Monday was a back-to-school like no other at East Carolina University as students resumed their classes online following an extended spring break.

To prevent the spread of the coronavirus, ECU joined schools across the University of North Carolina system and others throughout the country in beginning alternatives to in-person instruction. Dorms have been closed as students are finishing their semester through distance education.

In a memorandum issued to students and faculty on Monday, Acting Provost and Senior Vice Chancellor for Academic Affairs Grant Hayes said “the coming weeks will require flexibility, compassion and understanding.”

“This disruption to our daily lives is unlike any of us have ever experienced,” Hayes said in a separate, prepared statement issued earlier in the day. “What we have been asked is nothing less than a complete reimaging of higher education and we have had very little time to do it.”

For students like Elora Hunter, online courses are not the way she imagined completing her senior year. Before schools and universities canceled classes, Hunter was working on her theater education internship at North Pitt High School, where the county’s first confirmed case of COVID-19 was reported last week.

“I guess my biggest concern is, it sounds selfish ... ‘Am I going to complete my coursework and am I going to graduate?” said Hunter, who has begun teaching virtually.

Hayes, who has served as dean of ECU’s College of Education since 2015, said in an online interview that it is important to keep in mind that ECU has been offering distance education for years.

“This delivery method isn’t new to many of our faculty and students,” he said, adding that a significant number of ECU faculty members already incorporate Learning Management Systems including Blackboard and Canvas into their courses.

Hayes said those same systems allow instructors to track attendance, hold group discussions and assign class presentations that can be recorded on a computer or smartphone. In addition, ECU faculty members have access to an online proctoring system, Respondus, for testing. Even lab instruction is able to be conducted virtually through lab simulation software including Labster and JoVE, Hayes said.

That is good news for students like Hannah Lawson, a science education and chemistry major.

Lawson, 20, of Walnut Cove, moved out of Gateway Residence Hall on Saturday. Living three hours away from her former classmates means there are no opportunities for traditional study groups or collaborative work on projects. Most of her coursework has been adapted into online lectures, self-research and online modules, she said.

“The big difference is students not getting hands-on work that is an enriching part of the education experience,” Lawson said.

Even for students previously enrolled in online classes, measures taken due to the COVID-19 pandemic have brought changes. Amy Shannon, director of university studies, said some of the online classes in the program are practicum courses involving internships.

“We’ve had to be really flexible because some of their internships have been canceled,” she said, explaining that locations such as nursing homes no longer allow interns to enter. “We’ve had to make some plans on how to help these students where their internship sites are saying, ‘You cannot come back.’”

Within the university studies program, nearly half of enrolled students are 25 or older.
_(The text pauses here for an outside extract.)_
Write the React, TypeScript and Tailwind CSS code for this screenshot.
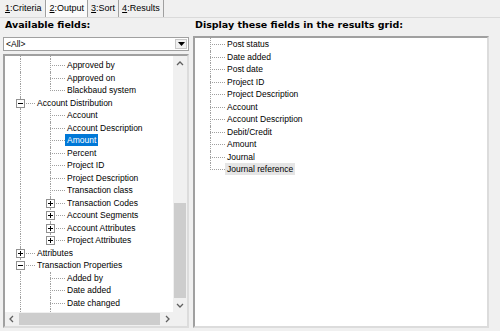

Shannon said some of her students are employed full time in addition to taking online courses and now are trying to work from home and take care of children who are out of school due to the virus.

“We’re trying to work with them and be flexible with due dates and make accommodations where we can,” she said.

“(But) the majority of our students are already online, so it hasn’t been so difficult for us,” Shannon said. “For some of these programs, I just cannot even imagine how difficult it is to transition to all of this online, not only for the faculty but for the students as well.”

The university’s website offers a list of resources to help both faculty and students adjust to the changes.

Hayes said on Monday that ECU has not heard complaints about online instruction from any students who lack internet access at home. ECU computer labs are not available for students to use to complete assignments.

Faculty members have been instructed to identify students who are not participating in online courses so that they can call those students to determine how to help them.

In addition, Hayes announced Monday that emergency grading accommodations are being made for the spring semester that include implementing a pass/fail option for undergraduate students.

Students like Alexa Moyer of Coopersburg, Pa., would rather be in a classroom setting with access to her instructors and the campus library. The 19-year-old also finds it inconvenient to do without some of the things that she left in Greene Residence Hall during spring break. Because her parents live eight hours away, she has opted not to return to campus by Wednesday to retrieve her belongings but to wait until May. Still, she understands the measures that ECU has taken.

“It’s not something I would like to do, but I think it’s good for what’s going on even though it’s a little confusing and all over the place,” she said. “It doesn’t really seem like anyone really knows what’s happening, but we’ll figure it out.”

ECU has not yet addressed questions about residence hall and dining refunds options, saying it is waiting on guidance from the UNC system to determine what actions to take.

UNC System Interim President Bill Roper issued an update on the system’s coronavirus response on Monday, saying that answers to many questions are pending.

“We’re addressing the most critical issues first, health and safety, the transition to online learning and the well being of our students in need,” he said. “I know that matters related to fees and room and board and grades are important, but they aren’t as urgent as these other issues are right now.”